All right, let’s switch the conversation up here.
The reactions are in, most very predictably focusing on Williamson and ignoring the complexities of the situation.
I’m going to try my best to stay out of the prediction business, but I think a realistic understanding of the issues and the people involved indicates that this is a long, long way from finished. SSPX adherents have varying attitudes towards the Church since Vatican II, and varying attitudes about the Popes since Pius XII, but there are enough of them at all levels whose stances range from “contemptuous disdain” to “heresy-hunting” to make any real rapprochement either very far in the future or having the consequence of splitting the movement and leadership.
What interests me more are three other issues:
- What this prompts in any Catholic’s thinking about his or her relationship to the Church. Is our motto, “diversity for me, but not for thee?” or perhaps even, “obedience for thee, but not for me?” Do we profess experiencing the vapors when others do what we’re doing, but in relationship to other issues?
- Our thinking on the Second Vatican Council. This became public, not only in the Week of Christian Unity, but on the 50th anniversary of John XXIII’s announcement of the Council. VERY significant. The Pope wants us all, on all sides, to reflect on the Council and consider what it was really about, the fruit, and where we can go from here.
- The miserable tragedy of Vatican public relations.
Things are not as bad as they could be, nor as bad as they used to be. But the folks in the Vatican, despite their website, radio, television and YouTube channel, are still not grasping the RAPIDITY of communications in the modern world and how intense and deep the dispersal of information is and what power the means of communications beyond traditional venues like wire agencies and such have in pushing stories and determining storylines.
We’ve talked about this before in relation to other issues – other documents and decisions. The Vatican releases it, maybe has a press conference with a few experts, Father Lombardi is available…and that’s it.
The first thing that needs to happen is to involve people who can anticipate reactions. Any of us reading this blog are qualified for that job. It should be blindingly clear, with Williamson doing his thing recently, as well as his history, that that was going to be the story. It would be the story, not just because of Williamson, but because Benedict is a German and already bears the burden of the caricature of being a hard-nosed hater of all that is modern.
The second thing to do is have a more intense PR presence totally available in Rome.
The third is to bring in the national churches. This is tricky because quite often those national churches and their episcopal conferences are not thrilled about what the Vatican is doing, or at the very least have no interest in it. Too bad. At this point, I don’t understand why there is not (at least why there doesn’t appear to be) an organized network in which heads of communications in the various local Churches are informed ahead of time what is coming down, given talking points and guidance, and told to make themselves available. This story is huge right not, whether it deserves to be or not, and if things were working correctly, the communications people from episcopal conferences would contact media outlets themselves, and said…doing a story? Contact us. We’re ready to explain and discuss.
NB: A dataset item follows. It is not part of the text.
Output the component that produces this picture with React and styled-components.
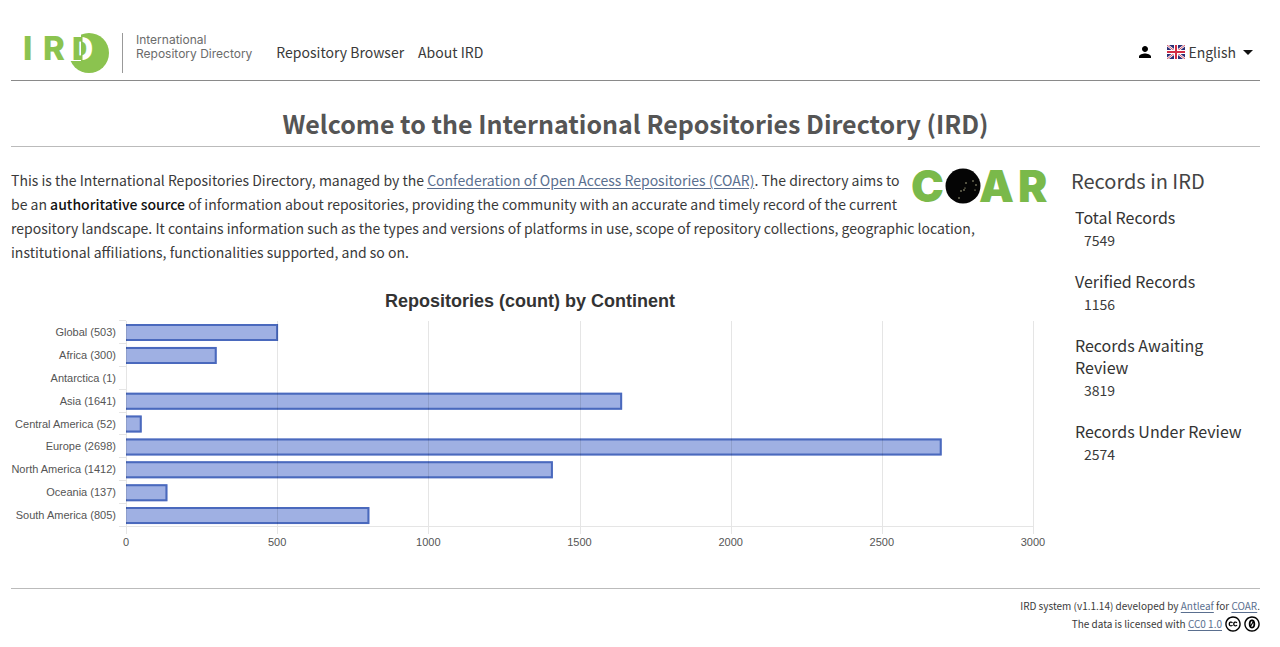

This is a price worth paying, hopefully, for the sake of closing unnecessary divisions, but the price wouldn’t be nearly so steep if the Vatican had a better sense of how to do public relations in a controversial case like this. The average reporter or commentator isn’t going to understand the nuances of canon law, the history and background of the SSPX, the context of the excommunications, the status of these bishops post-excommunication, and so forth. What the average journalist does understand, though, is how to write this headline: “Pope Rehabilitates Holocaust-Denying Bishop.” And while the potential for bad publicity shouldn’t prevent the Vatican from showing mercy to excommunicants when appropriate, it should incentivize wrapping any such mercy in a forceful, detailed, “Catholicism and canon law for dummies” explanation of what such an action doesn’t mean: In this case, an endorsement of poisonous anti-semitism and conspiracy theorizing.
And this is exactly what hasn’t been forthcoming. Oh, the Papal spokesman said that Williamson’s Holocaust-denying remarks were “completely indefensible,” and L’Osservatore Romano had an editorial (not yet translated into English, of course) stating that the decision “should not be sullied with unacceptable revisionist opinions and attitudes with regard to the Jews.” But in the contemporary media environment, that’s not good enough. If the Pope de-excommunicates a Holocaust denier, the Vatican press office should be working around the clock, with press releases flying, to provide context and do damage control. What’s more, if the Pope de-excommunicates a Holocaust denier, the Pope himself needs to say something about it, and not just obliquely nod to the decision in his latest homily. Yes, the Church’s primary business is saving souls, not public relations – but in this day and age, public relations is part of the business of saving souls. And nobody in Rome, from Benedict on down, seems to have figured that out.